Senator

Personal details
- Party: Orange Democratic Movement
- Alma mater: Wollongong University Mount Kenya University
- Awards: Global Empowerment Award

= Naomi Masitsa Shiyonga =

Kenyan senator

Naomi Masitsa Shiyonga is a Kenyan politician who served as a nominated Senator in the Parliament of Kenya under the Orange Democratic Movement (ODM).

== Education ==
Shiyonga attended Ikoli Primary School before proceeding to Shanderema Secondary School. She later obtained a certificate in Health Records and Information Management from the Kenya Medical Training College (KMTC). She holds a degree in Health Records and Information Management from Mount Kenya University and a Master's degree in Health Informatics from the University of Wollongong, Australia.

== Career ==
Before entering politics, Shiyonga worked in Kenya's health sector from 1994 to 2017. She began her career at a local dispensary and later worked at the GSU Headquarters Health Centre in Ruaraka.

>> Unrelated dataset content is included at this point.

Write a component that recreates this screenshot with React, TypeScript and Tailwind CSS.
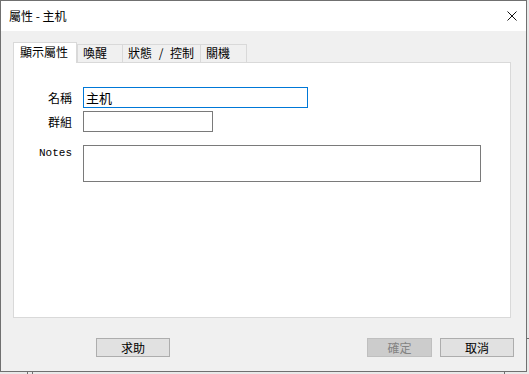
const cjk = { fontFamily: '"Noto Sans CJK TC", "Noto Sans CJK SC", sans-serif' };

const tabs = [
    { label: '喚醒', w: 'w-[46px]' },
    { label: '狀態 / 控制', w: 'w-[79px]' },
    { label: '關機', w: 'w-[47px]' },
];

const App = () => {
    return (
        <div className="relative h-[374px] w-[529px] overflow-hidden bg-[#e9e9e9] text-black" style={cjk}>
            {/* window */}
            <div className="flex h-[372px] w-[527px] flex-col border border-[#707070] bg-[#f0f0f0]">
                {/* title bar */}
                <div className="flex h-[30px] shrink-0 items-center justify-between bg-white pl-[8px] pr-[9px]">
                    <span className="text-[12px] leading-none">屬性 - 主机</span>
                    <svg width="10" height="10" viewBox="0 0 10 10" className="shrink-0">
                        <path d="M0.5 0.5 L9.5 9.5 M9.5 0.5 L0.5 9.5" stroke="#111" strokeWidth="1" />
                    </svg>
                </div>

                <div className="flex flex-1 flex-col pl-[12px] pt-[11px]">
                    {/* tabs */}
                    <div className="flex h-[20px] items-end">
                        <div className="relative z-10 -mb-px flex h-[21px] w-[64px] items-start border border-b-0 border-[#d9d9d9] bg-white pl-[6px] pt-[2px] text-[12px] leading-[14px]">
                            顯示屬性
                        </div>
                        {tabs.map((t, i) => (
                            <div
                                key={t.label}
                                className={`flex h-[18px] ${t.w} ${i === 0 ? '' : '-ml-px'} items-start border border-b-0 border-[#d9d9d9] bg-[#f0f0f0] pl-[5px] pt-[1px] text-[12px] leading-[14px] whitespace-pre [word-spacing:4px]`}
                            >
                                {t.label}
                            </div>
                        ))}
                    </div>

                    {/* panel */}
                    <div className="h-[256px] w-[498px] border border-[#d9d9d9] bg-white pt-[24px]">
                        <div className="grid grid-cols-[58px_auto] items-start gap-x-[11px] text-[12px]">
                            <div className="flex h-[21px] items-center justify-end">名稱</div>
                            <div className="flex h-[21px] w-[225px] items-center border border-[#0078d7] pl-[2px] text-[13px]">
                                主机
                            </div>
                            <div className="mt-[3px] flex h-[21px] items-center justify-end">群組</div>
                            <div className="mt-[3px] h-[21px] w-[130px] border border-[#7a7a7a]"></div>
                            <div
                                className="mt-[13px] pt-[1px] text-right text-[11px] leading-[14px]"
                                style={{ fontFamily: '"Liberation Mono", monospace' }}
                            >
                                Notes
                            </div>
                            <div className="mt-[13px] h-[37px] w-[398px] border border-[#7a7a7a]"></div>
                        </div>
                    </div>

                    {/* buttons */}
                    <div className="mt-[20px] flex pr-[12px]">
                        <button className="ml-[83px] flex h-[19px] w-[74px] items-center justify-center border border-[#adadad] bg-[#e1e1e1] text-[12px]">
                            求助
                        </button>
                        <div className="flex-1" />
                        <button
                            disabled
                            className="flex h-[19px] w-[65px] items-center justify-center border border-[#bfbfbf] bg-[#cccccc] text-[12px] text-[#838383]"
                        >
                            確定
                        </button>
                        <button className="ml-[8px] flex h-[19px] w-[74px] items-center justify-center border border-[#adadad] bg-[#e1e1e1] text-[12px]">
                            取消
                        </button>
                    </div>
                </div>
            </div>

            {/* bits of the app behind the dialog */}
            <div className="absolute left-[27px] top-[372px] h-[2px] w-px bg-[#707070]" />
            <div className="absolute left-[32px] top-[372px] h-[2px] w-px bg-[#707070]" />
            <div className="absolute left-[504px] top-[372px] h-[2px] w-px bg-[#707070]" />
            <div className="absolute left-[527px] top-[338px] h-px w-[2px] bg-[#707070]" />
        </div>
    );
};

export default App;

She also served at the National AIDS and STI Control Programme and the Disease Surveillance and Response Unit (DSRU/DDSR).

== Political career ==
In 2017, Shiyonga was nominated as a Senator in the Parliament of Kenya under the Orange Democratic Movement (ODM). During her tenure, she chaired the Senate Committee on National Cohesion, Equal Opportunity and Regional Integration. She was also nominated as a member of the National Government Constituencies Development Fund Board, alongside Olago Aluoch and Janet Marania Teyiaa.

== Awards and recognition ==
In October 2019, Shiyonga received a Global Empowerment Award from the Americas Empowerment Institute (AEMPIN) in collaboration with Texas Southern Society, in recognition of her contributions to social development.